Given instruction —
For the listing underneath, give the count of lines containing the string "React" and nothing further.

Given data —
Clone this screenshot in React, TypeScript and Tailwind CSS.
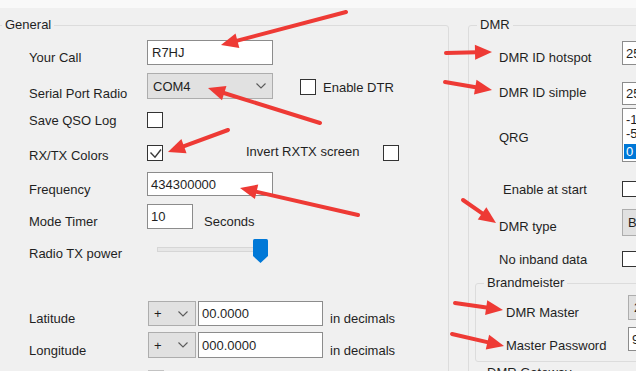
import React from "react";

type Kids = { children?: React.ReactNode };

const arrows = [
  { x1: 346, y1: 12, x2: 221, y2: 45 },
  { x1: 320, y1: 123, x2: 208, y2: 88 },
  { x1: 228, y1: 130, x2: 168, y2: 152 },
  { x1: 358, y1: 215, x2: 240, y2: 188 },
  { x1: 446, y1: 53, x2: 492, y2: 52 },
  { x1: 445, y1: 82, x2: 492, y2: 90 },
  { x1: 463, y1: 200, x2: 496, y2: 223 },
  { x1: 455, y1: 303, x2: 503, y2: 310 },
  { x1: 452, y1: 334, x2: 504, y2: 346 },
];

function Arrow({ x1, y1, x2, y2 }: { x1: number; y1: number; x2: number; y2: number }) {
  const len = Math.hypot(x2 - x1, y2 - y1);
  const ux = (x2 - x1) / len;
  const uy = (y2 - y1) / len;
  const hl = 17;
  const hw = 7.5;
  const bx = x2 - ux * hl;
  const by = y2 - uy * hl;
  const pts = `${x2},${y2} ${bx - uy * hw},${by + ux * hw} ${bx + uy * hw},${by - ux * hw}`;
  return (
    <g>
      <line x1={x1} y1={y1} x2={bx + ux * 2} y2={by + uy * 2} stroke="#ee3a35" strokeWidth={4} strokeLinecap="round" />
      <polygon points={pts} fill="#ee3a35" />
    </g>
  );
}

function Check({ checked = false, className = "" }: { checked?: boolean; className?: string }) {
  return (
    <div className={"flex h-[16px] w-[16px] shrink-0 border border-[#333333] bg-white " + className}>
      {checked && (
        <svg width="14" height="14" viewBox="0 0 14 14">
          <path d="M2.5 6.5 L7 11.2 L13 3.5" fill="none" stroke="#3a3a3a" strokeWidth="1.4" />
        </svg>
      )}
    </div>
  );
}

function TextBox({ value, className }: { value: string; className: string }) {
  return (
    <div className={"flex shrink-0 items-center overflow-hidden whitespace-nowrap border border-[#8c8c8c] bg-white pl-[3px] leading-[15px] " + className}>
      {value}
    </div>
  );
}

function Combo({ value, className }: { value: string; className: string }) {
  return (
    <div className={"flex shrink-0 items-center whitespace-nowrap border border-[#adadad] bg-[#e1e1e1] pl-[5px] pr-[6px] leading-[15px] " + className}>
      <span className="flex-1">{value}</span>
      <svg width="10" height="6" viewBox="0 0 10 6">
        <path d="M0.5 0.5 L5 5 L9.5 0.5" fill="none" stroke="#5a5a5a" strokeWidth="1.1" />
      </svg>
    </div>
  );
}

function Row({ h, lw, lt, label, children }: { h: string; lw: string; lt: string; label: string } & Kids) {
  return (
    <div className={"flex shrink-0 items-start " + h}>
      <div className={"shrink-0 whitespace-nowrap leading-[15px] " + lw + " " + lt}>{label}</div>
      {children}
    </div>
  );
}

function Slider() {
  return (
    <div className="ml-[10px] flex items-start">
      <div className="mt-[8px] h-[5px] w-[97px] border border-[#d6d6d6] bg-[#e7e7e7]" />
      <svg width="15" height="24" viewBox="0 0 15 24" className="-ml-[1px]">
        <path d="M1.5 0 H13.5 Q15 0 15 1.5 V17 L7.5 24 L0 17 V1.5 Q0 0 1.5 0 Z" fill="#0078d7" />
      </svg>
    </div>
  );
}

export default function App() {
  return (
    <div className="relative h-[371px] w-[636px] overflow-hidden bg-[#f0f0f0] font-['Liberation_Sans',Arial,sans-serif] text-[13px] text-[#1f1f1f]">
      <div className="h-[8px] bg-[#f9f9f9]" />
      <div className="flex items-start">
        {/* General */}
        <fieldset className="-ml-[3px] mt-[9px] h-[400px] w-[452px] shrink-0 rounded-[3px] border border-[#dcdcdc]">
          <legend className="ml-[4px] px-[3px] leading-[16px]">General</legend>
          <div className="flex flex-col pl-[31px] pt-[7px]">
            <Row h="h-[33px]" lw="w-[118px]" lt="mt-[10px]" label="Your Call">
              <TextBox value="R7HJ" className="h-[25px] w-[126px] pl-[4px]" />
            </Row>
            <Row h="h-[39px]" lw="w-[118px]" lt="mt-[13px]" label="Serial Port Radio">
              <Combo value="COM4" className="h-[26px] w-[126px]" />
              <div className="ml-[27px] mt-[6px] flex items-center gap-[7px]">
                <Check />
                <span className="leading-[15px]">Enable DTR</span>
              </div>
            </Row>
            <Row h="h-[33px]" lw="w-[118px]" lt="mt-[1px]" label="Save QSO Log">
              <Check />
            </Row>
            <Row h="h-[27px]" lw="w-[118px]" lt="mt-[3px]" label="RX/TX Colors">
              <Check checked />
              <div className="-mt-[1px] ml-[83px] w-[137px] leading-[15px]">Invert RXTX screen</div>
              <Check />
            </Row>
            <Row h="h-[32px]" lw="w-[118px]" lt="mt-[10px]" label="Frequency">
              <TextBox value="434300000" className="h-[24px] w-[126px]" />
            </Row>
            <Row h="h-[35px]" lw="w-[118px]" lt="mt-[10px]" label="Mode Timer">
              <TextBox value="10" className="h-[25px] w-[46px]" />
              <span className="ml-[11px] mt-[10px] leading-[15px]">Seconds</span>
            </Row>
            <Row h="h-[62px]" lw="w-[118px]" lt="mt-[7px]" label="Radio TX power">
              <Slider />
            </Row>
            <Row h="h-[31px]" lw="w-[118px]" lt="mt-[10px]" label="Latitude">
              <Combo value="+" className="ml-[1px] h-[25px] w-[48px] pr-[7px]" />
              <TextBox value="00.0000" className="ml-[2px] h-[25px] w-[125px]" />
              <span className="ml-[7px] mt-[10px] leading-[15px]">in decimals</span>
            </Row>
            <Row h="h-[37px]" lw="w-[118px]" lt="mt-[11px]" label="Longitude">
              <Combo value="+" className="ml-[1px] h-[26px] w-[48px] border-[#9a9a9a] pr-[7px]" />
              <TextBox value="000.0000" className="ml-[2px] h-[26px] w-[125px]" />
              <span className="ml-[7px] mt-[11px] leading-[15px]">in decimals</span>
            </Row>
            <Row h="h-[20px]" lw="w-[118px]" lt="" label="">
              <div className="ml-[1px] mt-[1px] h-[16px] w-[16px] border border-[#c3c3c3] bg-[#e6e6e6]" />
            </Row>
          </div>
        </fieldset>

        {/* DMR */}
        <fieldset className="ml-[19px] mt-[9px] h-[400px] w-[220px] shrink-0 rounded-[3px] border border-[#dcdcdc]">
          <legend className="ml-[8px] px-[3px] leading-[16px]">DMR</legend>
          <div className="flex flex-col pl-[30px] pt-[8px]">
            <Row h="h-[41px]" lw="w-[123px]" lt="mt-[9px]" label="DMR ID hotspot">
              <TextBox value="2500000" className="h-[24px] w-[70px]" />
            </Row>
            <Row h="h-[26px]" lw="w-[123px]" lt="mt-[3px]" label="DMR ID simple">
              <TextBox value="2500000" className="h-[23px] w-[70px]" />
            </Row>
            <Row h="h-[73px]" lw="w-[123px]" lt="mt-[22px]" label="QRG">
              <div className="flex h-[54px] w-[70px] shrink-0 flex-col border border-[#8c8c8c] bg-white px-[1px] pt-[4px] leading-[14px]">
                <div className="h-[14px] pl-[2px]">-100</div>
                <div className="h-[14px] pl-[2px]">-50</div>
                <div className="mt-[3px] h-[15px] bg-[#0078d7] pl-[2px] leading-[15px] text-white">0</div>
              </div>
            </Row>
            <Row h="h-[28px]" lw="w-[123px]" lt="mt-[1px] pl-[4px]" label="Enable at start">
              <Check />
            </Row>
            <Row h="h-[42px]" lw="w-[123px]" lt="mt-[10px]" label="DMR type">
              <Combo value="BrandMeister" className="h-[27px] w-[90px]" />
            </Row>
            <Row h="h-[17px]" lw="w-[123px]" lt="mt-[1px]" label="No inband data">
              <Check />
            </Row>
          </div>
          <fieldset className="ml-[6px] mt-[7px] w-[200px] shrink-0 rounded-[3px] border border-[#dcdcdc]">
            <legend className="ml-[8px] px-[3px] leading-[16px]">Brandmeister</legend>
            <div className="flex flex-col pl-[30px] pt-[4px]">
              <Row h="h-[32px]" lw="w-[122px]" lt="mt-[10px]" label="DMR Master">
                <Combo value="2501 Russia" className="h-[25px] w-[90px]" />
              </Row>
              <Row h="h-[34px]" lw="w-[122px]" lt="mt-[11px]" label="Master Password">
                <TextBox value="9999" className="h-[24px] w-[70px]" />
              </Row>
            </div>
          </fieldset>
          <fieldset className="ml-[6px] mt-[3px] h-[40px] w-[200px] rounded-[3px] border border-[#dcdcdc]">
            <legend className="ml-[8px] px-[3px] leading-[16px]">DMR Gateway</legend>
          </fieldset>
        </fieldset>
      </div>

      <svg className="pointer-events-none absolute inset-0" width="636" height="371" viewBox="0 0 636 371">
        {arrows.map((a, i) => (
          <Arrow key={i} {...a} />
        ))}
      </svg>
    </div>
  );
}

Exercise solution —
3